The Nashville Sound is the newest release on our list, dropping just a couple weeks ago on Southeastern Records. Isbell and the 400 Unit won two Grammy Awards, and two Americana Music Awards for their previous release, Something More Than Free, in 2015. The Nashville Sound debuted at #4 on the Billboard charts, a full two steps above that previous award winner. One song that immediately caught our attention was “White Man’s World.” With a seemingly non-politically correct title, we had to give it a listen. Hint: it’s not what you think.
The genre of Americana is alive and well, with Isbell & the 400 Unit breathing renewed vigor into the style. Cue it up and hear for yourself.
9. Justin Townes Earle – Harlem River Blues
What do you do when you’re the son of iconic outlaw country rocker Steve Earle, and named for his mentor, Townes Van Zandt? You obviously go into music. The younger Earle did just that, growing up in Nashville, Tennessee and playing in his father’s band. He followed in his dad’s footsteps in the addiction department as well, but has been clean for over 7 years.
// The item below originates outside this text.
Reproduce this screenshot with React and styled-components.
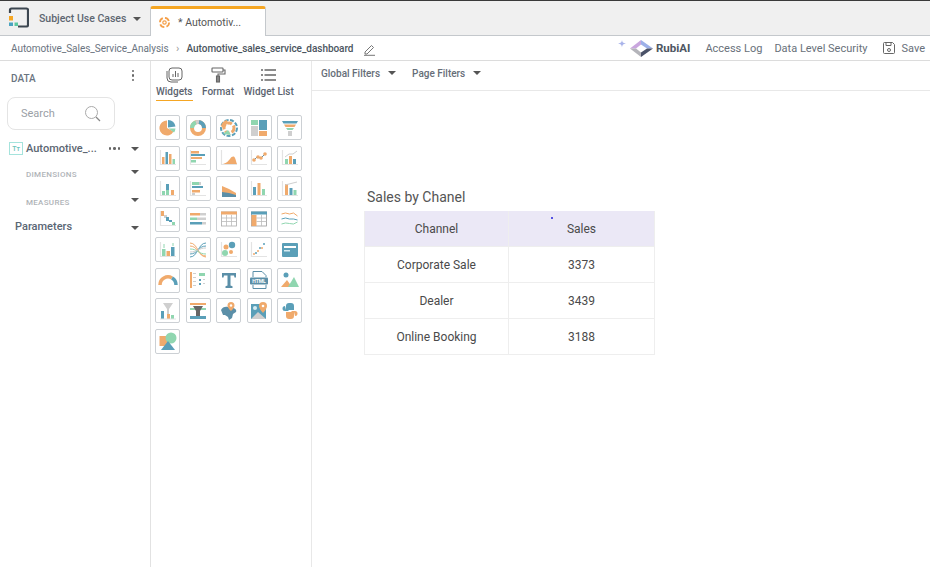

Harlem River Blues is Earle’s third studio album, and was released in 2010. Taking his southern roots, and mixing them with a big city feel, this album is as at home being played on a front porch as it is on a fire escape. From the rockabilly vibe of “Move Over Mama,” to Motown-ish groove of “One More Night in Brooklyn,” this is one of the records that you want to play again, as soon as it ends. Spoiler alert: Jason Isbell appears on this Bloodshot Records release, providing guitar, and joining in on the choir vocals.
Second generation artists sometimes find it hard to fill the shoes of their famous parents. Earle has slid into his pop’s worn boots quite comfortably and is carving his own persona into the Americana landscape.
10. Old Crow Medicine Show – Remedy
What would a list of Americana must hears be without something truly old-timey? Old Crow Medicine Show fits that bill. They were discovered by bluegrass paragon, Doc Watson while they were busking outside a pharmacy in Boone, North Carolina. Considered one of the most influential groups in the genre, they’ve been putting out old fashioned music with the energy of punk rockers since the turn of the century.
Remedy gets our vote for this list due the incredible amount of string band awesome crammed into just 13 tracks. We started stomping our feet at the outset with “Bushy Mountain Conjugal Trailer,” and by the time “The Warden” finished playing were happily exhausted. If “Brave Boys,” or the lyrically explicit “Shit Creek,” don’t get you up and moving, have somebody take your pulse.
That old-timey sound never truly gets old. It’s been coming around since it broke from the Appalachian Hill Country more than a hundred years ago, and still tickles our fancy. It’ll tickle yours too, we gar-un-tee!
Happy Independence Day from American Blues Scene!